Yes, indeed. Let there be light. Pretty nifty, eh?
 
They contended that if any of the values of electromagnetism, gravity, and weak and strong nuclear forces were different, that humankind could not exist. Now, this argues two things: 1. Either the universe was created for mankind or 2. Mankind was created by the universe. I, of course, favor the first argument.
Privileged Planet is a good book on this subject, as is A Meaningful World.

One example that sticks in my mind is the force of gravity. Imagine that you had a long enough tape measure marked in inches and stretched it the 14 billion light years from one side of the universe to the other. If the force of gravity is marked on one of the inch indicators, and it were to have varied by only one inch in either direction, our universe would not have come into existence.

All the fundamental forces of nature have that same level of “fine tuning.” That’s one heck of a design!

BTW - “Fine Tuning” is NOT as Fr. Geoge Coyne imagines it - as a cook adding salt to some soup in a repeated fashion so as to eventually get it right.
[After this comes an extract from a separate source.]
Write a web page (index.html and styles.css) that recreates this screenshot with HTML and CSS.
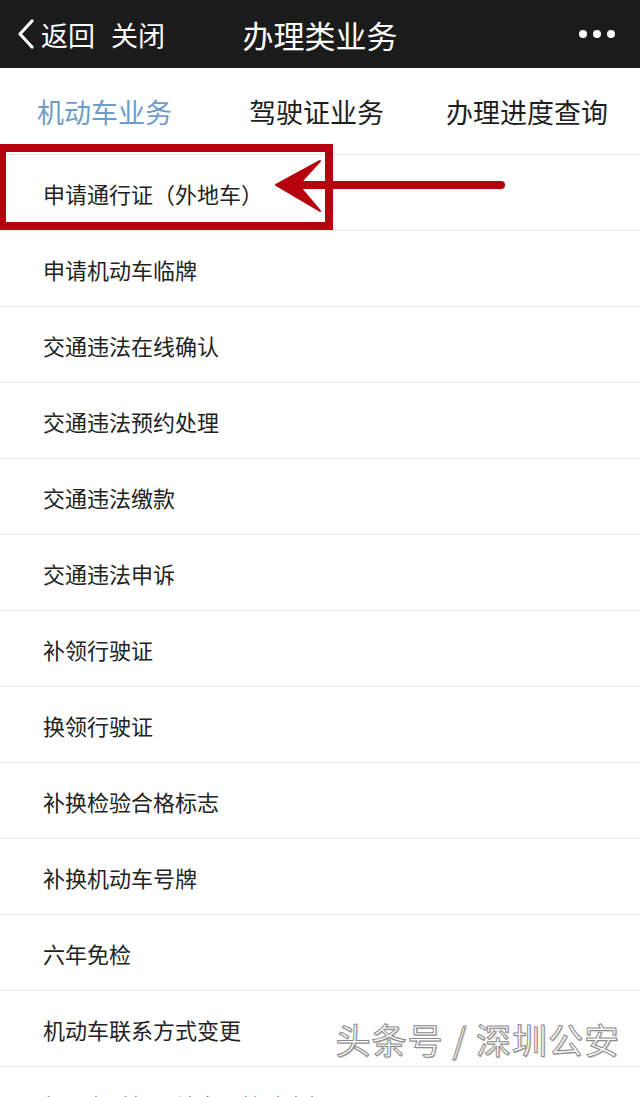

It’s actually exactly the opposite, setting the absolutely correct parameters in the first place.
 
Dear Catholic Johnny :tiphat: -

Thank you. I much more readily understand the information in your PDF when I’m well rested. :). Say, I can’t remember the source of the quote about Pope Benedict XVI supporting evolution. Was it secular or Church? In either event, could it have been Modernist or Postmodern people lying about what our Pope said? Like they lied about Pope Paul VI? That thought came to me.

Yep, you’re right…whether weakness or strength, I tend to give people the benefit of the doubt. That’s why I read St. Anastasia’s post about the title of her thesis as a problem she stayed out of, not that she approved of the PC stand.

Anyway, it’s lunch time. And, since I have only the one land-line (I like it that way :)) for both my modem and telephone, I’m going off-line while I eat. 'Back later.